EXERCISE DETAILS
Scan the following material for the string "styles" and copy each line in which it appears.

AVAILABLE DATA
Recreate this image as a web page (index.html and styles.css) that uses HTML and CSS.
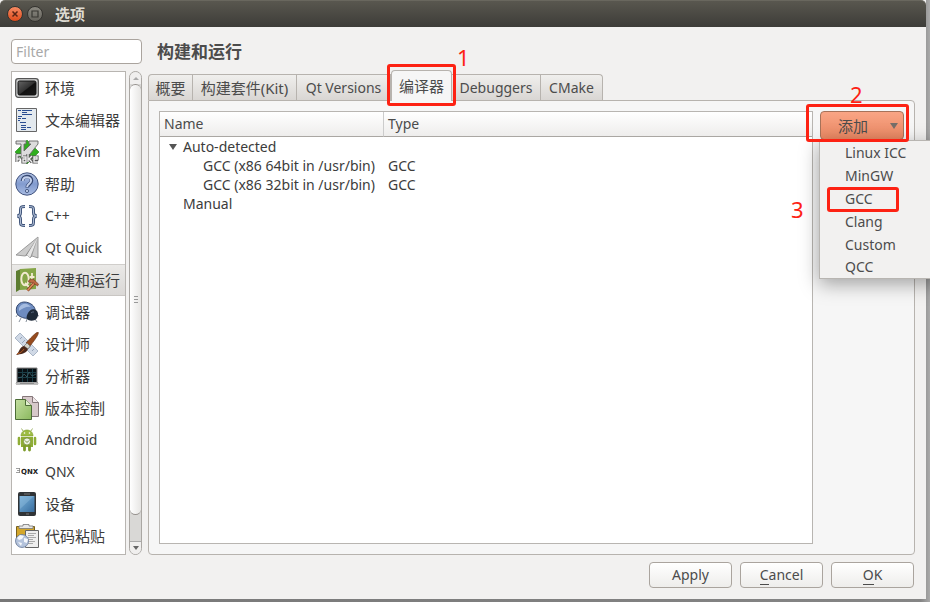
FILE: index.html
```html
<!DOCTYPE html>
<html lang="zh-CN">
<head>
<meta charset="utf-8">
<meta name="viewport" content="width=device-width, initial-scale=1">
<title>选项</title>
<link rel="stylesheet" href="styles.css">
</head>
<body>
<div class="window">
  <header class="titlebar">
    <button class="wm close" type="button" aria-label="关闭"><svg viewBox="0 0 14 14"><path d="M4.5 4.5l5 5m0-5l-5 5" stroke="#582415" stroke-width="1.5"/></svg></button>
    <button class="wm maximize" type="button" aria-label="最大化"><svg viewBox="0 0 14 14"><path d="M4 4h6v6H4z" fill="none" stroke="#383732" stroke-width="1.2"/></svg></button>
    <h1 class="title">选项</h1>
  </header>
  <div class="content">
    <aside class="sidebar">
      <input class="filter" type="text" placeholder="Filter" aria-label="Filter">
      <div class="list-area">
        <nav class="categories">
          <a class="category cjk" href="#"><svg class="icon" viewBox="0 0 24 24"><defs><linearGradient id="screen" x2="1" y2="1"><stop stop-color="#666"/><stop offset=".5" stop-color="#333"/><stop offset=".55" stop-color="#111"/><stop offset="1" stop-color="#1b1b1b"/></linearGradient></defs><rect x=".7" y="2.7" width="22.6" height="18.6" rx="2.5" fill="#d4d6d6" stroke="#555" stroke-width="1.3"/><rect x="3" y="5" width="18" height="14" rx="1.5" fill="url(#screen)" stroke="#111"/></svg><span>环境</span></a>
          <a class="category cjk" href="#"><svg class="icon" viewBox="0 0 24 24"><path d="M1.5.5h20v23h-20z" fill="#e3e9ee" stroke="#666"/><path d="M3 2.5h3m1 0h10M7 4.5h5M7 6.5h10M3 8.5h4M3 10.5h3m1 0h4M3 12.5h2M5 14.5h6M6 17.5h5M6 19.5h5m1 0h4M6 21.5h5" stroke="#2a4d91"/></svg><span>文本编辑器</span></a>
          <a class="category" href="#"><svg class="icon" viewBox="0 0 24 24"><path d="M12 0l12 12-12 12L0 12z" fill="#2fae1d" stroke="#23801b" stroke-width=".6"/><path d="M1 1h10v3H9v7l7-7h-2V1h9v3L11 19H6V4H1z" fill="#dcdcdc" stroke="#666" stroke-width=".9"/><g fill="none" stroke="#555" stroke-width="3.2"><path d="M2 22v-7h4m-4 4h3M8 17h3v5H8v-3h3m2 3v-8m4 2l-3 3 3 3m2-3h3v-2h-3v5h4"/></g><g fill="none" stroke="#eee" stroke-width="1.4"><path d="M2 22v-7h4m-4 4h3M8 17h3v5H8v-3h3m2 3v-8m4 2l-3 3 3 3m2-3h3v-2h-3v5h4"/></g></svg><span>FakeVim</span></a>
          <a class="category cjk" href="#"><svg class="icon" viewBox="0 0 24 24"><defs><linearGradient id="help" x2="0" y2="1"><stop stop-color="#b5c5e5"/><stop offset=".5" stop-color="#829bcf"/><stop offset="1" stop-color="#a9bce2"/></linearGradient></defs><circle cx="12" cy="12" r="11.2" fill="url(#help)" stroke="#44557e"/><path d="M7.5 9c0-6 9-6 9-.5 0 3.5-4.3 3.5-4.3 7" fill="none" stroke="#354771" stroke-width="3.6"/><path d="M7.8 9c0-5 8.3-5 8.3-.5 0 3-4 3.5-4 6.5" fill="none" stroke="#c5d2ed" stroke-width="2"/><circle cx="12" cy="19" r="1.6" fill="#c5d2ed" stroke="#354771" stroke-width=".8"/></svg><span>帮助</span></a>
          <a class="category" href="#"><svg class="icon" viewBox="0 0 24 24"><g fill="none"><path d="M10 2.5C6 2.5 5.5 3 5.5 6v2.500c0 2-1 3.500-3.500 3.500 2.500 0 3.500 1.500 3.500 3.500V18c0 3 .5 3.500 4.500 3.500M14 2.500c4 0 4.500.5 4.500 3.500v2.500c0 2 1 3.500 3.500 3.500-2.500 0-3.500 1.500-3.500 3.500V18c0 3-.5 3.500-4.500 3.500" stroke="#3d5278" stroke-width="3"/><path d="M10 2.500C6 2.500 5.500 3 5.500 6v2.500c0 2-1 3.500-3.500 3.500 2.500 0 3.500 1.500 3.500 3.500V18c0 3 .5 3.500 4.500 3.500M14 2.500c4 0 4.500.5 4.500 3.500v2.500c0 2 1 3.500 3.500 3.500-2.500 0-3.500 1.500-3.500 3.500V18c0 3-.5 3.500-4.500 3.500" stroke="#adbbd3" stroke-width="1.100"/></g></svg><span>C++</span></a>
          <a class="category" href="#"><svg class="icon" viewBox="0 0 24 24"><path d="M23 1L1 19l9 1 2-1 3 3 2-2 6 2z" fill="#ccc" stroke="#888" stroke-width=".8"/><path d="M23 1L10 20l2-1z" fill="#888"/><path d="M23 1L12 19l3 3z" fill="#e6e6e6"/><path d="M23 1l-6 19-2 2" fill="#999"/></svg><span>Qt Quick</span></a>
          <a class="category cjk selected" href="#" aria-current="page"><svg class="icon" viewBox="0 0 24 24"><path d="M1 3l5-2v20l-5 3z" fill="#5c7c30"/><path d="M5 1l16-1v21l-16 1z" fill="#85a547"/><ellipse cx="10" cy="11" rx="3.700" ry="6.300" fill="none" stroke="#f3ead2" stroke-width="1.900"/><path d="M10 15l4 4M17 5v9q0 3 2 3M14.500 9h5" fill="none" stroke="#f3ead2" stroke-width="1.800"/><path d="M12.500 22.500l7-8" stroke="#7d3a20" stroke-width="3"/><path d="M12.500 22.500l7-8" stroke="#dc8d5b" stroke-width="1.600"/><path d="M14 12l4-1 5.500 5-1 2-4-3-5-1z" fill="#bd6a42" stroke="#7c3f28" stroke-width=".7"/></svg><span>构建和运行</span></a>
          <a class="category cjk" href="#"><svg class="icon" viewBox="0 0 24 24"><path d="M3 14l-2 3m5 1l-2 4m8-3l-1 3m9-3l2 3m0-7l2 1" stroke="#7c8591" stroke-width=".9"/><path d="M1.500 12C0 4 7 0 14 3c5 2 7 6 6 10-1 4-6 6-11 5-4-1-7-3-7.500-6z" fill="#6e8cc0" stroke="#35496f"/><path d="M4 8c3-6 9-5 12-1-4-1-8 1-12 4z" fill="#a6bce0"/><path d="M13 13c2-4 6-5 9-2 2 3 1 7-2 9-3 1-6 1-8-1-1-2 0-4 1-6z" fill="#1d2938"/><path d="M16 13c1-1 2-1 3-1" stroke="#60718b"/></svg><span>调试器</span></a>
          <a class="category cjk" href="#"><svg class="icon" viewBox="0 0 24 24"><path d="M5 1l18 18-5 5L0 6z" fill="#d0d9e6" stroke="#9ca9bb" stroke-width=".8"/><path d="M7 5L5 7m5 1l-3 3m6 0l-2 2m5 1l-3 3m6 0l-2 2" stroke="#8797ad" stroke-width=".8"/><path d="M23 0c1 1 0 4-8 14l-4-3C18 3 22 0 23 0z" fill="#964b1e" stroke="#5c2b13" stroke-width=".6"/><path d="M12 11l3 3-2 3-4-3z" fill="#d5d3c8" stroke="#666" stroke-width=".6"/><path d="M9 14l4 3c-2 5-7 5-12 6 4-3 3-8 8-9z" fill="#4b281a"/><path d="M9 17c-2 3-4 4-7 5" stroke="#b75c22" fill="none"/></svg><span>设计师</span></a>
          <a class="category cjk" href="#"><svg class="icon" viewBox="0 0 24 24"><path d="M2 4h20v14l1 2H1l1-2z" fill="#aaa" stroke="#666" stroke-width=".8"/><path d="M2.500 4.500h19V18h-19z" fill="#080f13"/><path d="M3 8.500h18M3 13.500h18M7.500 5v13m5-13v13m5-13v13" stroke="#1a3d46"/><path d="M3 14l4-1 2-3 3 3 2-5 3 4 4-2" fill="none" stroke="#3b626b" stroke-width=".8"/><path d="M1 20h4m14 0h4" stroke="#bbb" stroke-width="2"/></svg><span>分析器</span></a>
          <a class="category cjk" href="#"><svg class="icon" viewBox="0 0 24 24"><path d="M7.500.5h10l6 6v14h-16z" fill="#d7c8ca" stroke="#85777a"/><path d="M17.500.5v6h6" fill="#f0e6e8" stroke="#85777a"/><defs><linearGradient id="page" x2="1" y2="1"><stop stop-color="#c4dfa1"/><stop offset="1" stop-color="#8bb85e"/></linearGradient></defs><path d="M.5 3.500h10l6 6v14H.5z" fill="url(#page)" stroke="#4c6c36"/><path d="M10.500 3.500v6h6" fill="#e2efcf" stroke="#4c6c36"/></svg><span>版本控制</span></a>
          <a class="category" href="#"><svg class="icon" viewBox="0 0 24 24"><path d="M8 3L6.500.5m9.500 2.500L17.500.5" stroke="#8ba548" stroke-width=".8"/><path d="M6 8c0-8 12-8 12 0z" fill="#9dbb42" stroke="#7f9d31" stroke-width=".6"/><path d="M6 9h12v10H6z" fill="#8fad36"/><path d="M4 10v6m16-6v6" stroke="#8fad36" stroke-width="2.600" stroke-linecap="round"/><path d="M9.500 18v4m5-4v4" stroke="#7e9c2d" stroke-width="2.800" stroke-linecap="round"/><circle cx="9.500" cy="5" r=".8" fill="#fff"/><circle cx="14.500" cy="5" r=".8" fill="#fff"/><circle cx="12" cy="13.500" r="3.600" fill="#edf2e5" stroke="#718c34" stroke-width=".8"/><path d="M10 12.500l2 2 2-2" fill="none" stroke="#718c34"/></svg><span>Android</span></a>
          <a class="category" href="#"><svg class="icon" viewBox="0 0 24 24"><path d="M1 8.500h4M2 10.500h3M1 12.500h4M4.500 8v5" stroke="#888" fill="none" stroke-width=".8"/><text class="qnx-mark" x="6" y="14">QNX</text></svg><span>QNX</span></a>
          <a class="category cjk" href="#"><svg class="icon" viewBox="0 0 24 24"><defs><linearGradient id="device" x2="1" y2="1"><stop stop-color="#7bb4dc"/><stop offset="1" stop-color="#376c9e"/></linearGradient></defs><rect x="3" y="0" width="18" height="24" rx="2" fill="#303336"/><path d="M4.500 4h15v16h-15z" fill="url(#device)"/><path d="M5 4h14L5 17z" fill="#8dbbdb" opacity=".45"/><path d="M9 2h6m-4 20h3" stroke="#777"/></svg><span>设备</span></a>
          <a class="category cjk" href="#"><svg class="icon" viewBox="0 0 24 24"><path d="M1.500 2.500h18V20h-18z" fill="#d4a72b" stroke="#77601f"/><path d="M4 4.500V2h4V.5h6V2h4v2.500z" fill="#e8e8e8" stroke="#777" stroke-width=".8"/><path d="M10.500 6.500h13v17h-13z" fill="#efefef" stroke="#666"/><path d="M13 9.500h8m-8 2h6m-6 2h8m-8 2h5m-5 2h7m-7 2h5" stroke="#aaa"/><circle cx="7" cy="17" r="6.500" fill="#b4c3dc" stroke="#647799" stroke-width=".8"/><path d="M2 14l3-3 4 1-2 3-3 1zm7 0l4 1-1 4-3-1zm-6 4l4 1-1 3z" fill="#f5f8fc"/></svg><span>代码粘贴</span></a>
        </nav>
        <div class="scrollbar" aria-hidden="true">
          <span class="scroll-up"></span>
          <span class="thumb"><i></i><i></i><i></i></span>
          <span class="scroll-down"></span>
        </div>
      </div>
    </aside>
    <main class="main">
      <h2 class="heading">构建和运行</h2>
      <div class="tabs" role="tablist">
        <button class="tab cjk summary" type="button" role="tab">概要</button>
        <button class="tab cjk kit" type="button" role="tab">构建套件(Kit)</button>
        <button class="tab versions" type="button" role="tab">Qt Versions</button>
        <div class="marked-tab">
          <button class="tab cjk active" type="button" role="tab" aria-selected="true">编译器</button>
          <span class="mark mark-tab"></span><span class="step step-one">1</span>
        </div>
        <button class="tab debuggers" type="button" role="tab">Debuggers</button>
        <button class="tab cmake" type="button" role="tab">CMake</button>
      </div>
      <section class="panel">
        <div class="tree">
          <table class="compilers">
            <thead><tr><th class="name-col">Name</th><th>Type</th></tr></thead>
            <tbody>
              <tr><td class="group open">Auto-detected</td><td></td></tr>
              <tr><td class="leaf">GCC (x86 64bit in /usr/bin)</td><td>GCC</td></tr>
              <tr><td class="leaf">GCC (x86 32bit in /usr/bin)</td><td>GCC</td></tr>
              <tr><td class="group">Manual</td><td></td></tr>
            </tbody>
          </table>
        </div>
        <div class="actions">
          <div class="add-wrap">
            <button class="add cjk" type="button" aria-haspopup="menu" aria-expanded="true">添加<span class="arrow"></span></button>
            <div class="menu" role="menu">
              <button class="item" type="button" role="menuitem">Linux ICC</button>
              <button class="item" type="button" role="menuitem">MinGW</button>
              <button class="item" type="button" role="menuitem">GCC<span class="mark mark-item"></span></button>
              <button class="item" type="button" role="menuitem">Clang</button>
              <button class="item" type="button" role="menuitem">Custom</button>
              <button class="item" type="button" role="menuitem">QCC</button>
              <span class="step step-three">3</span>
            </div>
            <span class="mark mark-add"></span><span class="step step-two">2</span>
          </div>
        </div>
      </section>
    </main>
  </div>
  <footer class="footer">
    <button class="push" type="button">Apply</button>
    <button class="push" type="button"><span class="key">C</span>ancel</button>
    <button class="push" type="button"><span class="key">O</span>K</button>
  </footer>
</div>
</body>
</html>
```
FILE: styles.css
```css
* { box-sizing: border-box; }

body {
  margin: 0;
  min-height: 100vh;
  padding: 0 4px 3px 0;
  overflow: hidden;
  background: linear-gradient(to right, #777, #858585 99%, #aaa);
  color: #4c4c4c;
  font: 14px/20px "Noto Sans", "Noto Sans CJK SC", sans-serif;
}

button, input { font: inherit; color: inherit; margin: 0; }
button { padding: 0; border: 0; background: none; }

.cjk { font-size: 15px; }

.window {
  display: flex;
  flex-direction: column;
  min-height: calc(100vh - 3px);
  background: #f2f1f0;
}

.titlebar {
  display: flex;
  align-items: center;
  gap: 4px;
  height: 27px;
  padding-left: 7px;
  border-top: 1px solid #69675e;
  border-radius: 5px 5px 0 0;
  background: linear-gradient(#59574f, #3d3c38);
}
.wm { width: 16px; height: 16px; border-radius: 50%; border: 1px solid #34332f; }
.wm svg { display: block; width: 14px; height: 14px; }
.close { background: linear-gradient(#f58a63, #df4b1b); }
.maximize { background: linear-gradient(#8b8981, #65635c); }
.title { margin: 0 0 0 8px; color: #dfdbd2; font-size: 15px; line-height: 20px; }

.content { display: flex; flex: 1; gap: 6px; padding: 12px 11px 7px; }

.sidebar { display: flex; flex-direction: column; gap: 7px; width: 131px; }
.filter {
  width: 100%;
  height: 25px;
  padding: 0 4px;
  border: 1px solid #aaa49e;
  border-radius: 4px;
  background: #fff;
  outline: 0;
}
.filter::placeholder { color: #a9a9a9; opacity: 1; }

.list-area { display: flex; flex: 1; gap: 3px; }
.categories { flex: 1; border: 1px solid #b8b5b1; background: #fff; }
.category {
  display: flex;
  align-items: center;
  gap: 6px;
  height: 32px;
  padding-left: 3px;
  color: #3c3c3c;
  text-decoration: none;
  white-space: nowrap;
}
.selected { background: linear-gradient(#eae9e7, #dad8d6); border-top: 1px solid #d0cecb; border-bottom: 1px solid #c9c6c3; }
.icon { flex: none; width: 24px; height: 24px; }
.qnx-mark { font: bold 7px "DejaVu Sans", sans-serif; fill: #222; }

.scrollbar {
  display: flex;
  flex-direction: column;
  width: 13px;
  border: 1px solid #aaa7a3;
  border-radius: 7px;
  background: #d9d8d6;
  overflow: hidden;
}
.scroll-up, .scroll-down { display: grid; place-items: center; height: 12px; background: #f0efee; }
.scroll-up::before { content: ""; border: 3px solid transparent; border-top: 0; border-bottom: 3px solid #aaa; }
.scroll-down { height: 13px; border-top: 1px solid #aaa; }
.scroll-down::before { content: ""; border: 3px solid transparent; border-bottom: 0; border-top: 4px solid #666; }
.thumb {
  display: flex;
  flex: 1;
  flex-direction: column;
  align-items: center;
  justify-content: center;
  gap: 2px;
  margin-bottom: 26px;
  border: solid #96928e;
  border-width: 1px 0;
  border-radius: 6px;
  background: linear-gradient(to right, #fff, #e7e6e4);
}
.thumb i { width: 4px; height: 1px; background: #999; }

.main { display: flex; flex: 1; flex-direction: column; min-width: 0; }
.heading { margin: 0 0 5px 9px; font-size: 17px; line-height: 26px; }

.tabs { display: flex; align-items: flex-end; height: 30px; }
.tab {
  height: 26px;
  padding: 0 7px;
  border: 1px solid #b7b3ae;
  border-bottom: 0;
  border-left-width: 0;
  background: linear-gradient(#f0efed, #d9d6d3);
  white-space: nowrap;
}
.tab:first-child { border-left-width: 1px; border-radius: 4px 0 0; }
.tab:last-child { border-radius: 0 4px 0 0; }
.summary { width: 45px; padding: 0 6px; }
.kit { width: 104px; }
.versions { width: 94px; }
.debuggers { width: 89px; padding: 0 5px; }
.cmake { width: 62px; }
.marked-tab { position: relative; z-index: 2; width: 61px; }
.tab.active {
  width: 100%;
  height: 31px;
  margin-bottom: -1px;
  border-left-width: 1px;
  border-radius: 4px 4px 0 0;
  background: #f6f6f6;
}

.panel {
  display: flex;
  flex: 1;
  gap: 6px;
  padding: 10px;
  border: 1px solid #b7b3ae;
  border-radius: 0 4px 4px;
  background: #f6f6f6;
}
.tree { flex: 1; border: 1px solid #b8b5b1; background: #fff; }
.compilers { width: 100%; border-collapse: separate; border-spacing: 0; table-layout: fixed; }
.compilers th {
  height: 25px;
  padding: 0 4px;
  border-bottom: 1px solid #aaa7a3;
  background: linear-gradient(#fff, #eeedec);
  font-weight: normal;
  text-align: left;
}
.compilers .name-col { width: 224px; border-right: 1px solid #ccc; }
.compilers td { padding: 0 4px; line-height: 19px; color: #3c3c3c; white-space: nowrap; }
.compilers .group { padding-left: 23px; }
.compilers .open { padding-left: 9px; }
.open::before {
  content: "";
  display: inline-block;
  margin-right: 6px;
  border: 4px solid transparent;
  border-top: 6px solid #555;
  border-bottom: 2px solid transparent;
}
.compilers .leaf { padding: 0 0 0 43px; }

.actions { width: 85px; }
.add-wrap { position: relative; }
.add {
  display: flex;
  align-items: center;
  justify-content: flex-end;
  gap: 22px;
  width: 84px;
  height: 29px;
  margin-left: 1px;
  padding-right: 5px;
  border: 1px solid #a77259;
  border-radius: 4px;
  background: linear-gradient(#f9a585, #e98762);
}
.arrow { border: 4px solid transparent; border-top: 6px solid #776e69; border-bottom: 0; }

.menu {
  position: absolute;
  z-index: 3;
  top: 29px;
  left: 0;
  width: 124px;
  border: 1px solid #b8b5b1;
  background: #f2f1f0;
  box-shadow: 0 5px 18px rgba(0, 0, 0, .35);
}
.item { position: relative; display: block; width: 100%; height: 23px; padding-left: 25px; text-align: left; }
.item:last-of-type { height: 22px; }

/* Red annotation frames and step numbers over the dialog */
.mark { position: absolute; z-index: 4; border: 3px solid #fd2213; border-radius: 3px; pointer-events: none; }
.mark-tab { top: -6px; left: -4px; width: 69px; height: 42px; }
.mark-add { top: -7px; left: -13px; width: 103px; height: 38px; }
.mark-item { top: 0; left: 7px; width: 72px; height: 25px; }
.step { position: absolute; z-index: 4; color: #fd2213; font-size: 22px; line-height: 24px; }
.step-one { top: -25px; left: 66px; }
.step-two { top: -29px; left: 31px; }
.step-three { top: 56px; left: -29px; }

.footer { display: flex; justify-content: flex-end; gap: 8px; padding: 0 12px 11px; }
.push {
  width: 83px;
  height: 26px;
  border: 1px solid #aaa49e;
  border-radius: 4px;
  background: linear-gradient(#fff, #eeedeb);
}
.key { display: inline-block; height: 20px; border-bottom: 1px solid #4c4c4c; }
```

ANSWER
Recreate this image as a web page (index.html and styles.css) that uses HTML and CSS.
<link rel="stylesheet" href="styles.css">
FILE: styles.css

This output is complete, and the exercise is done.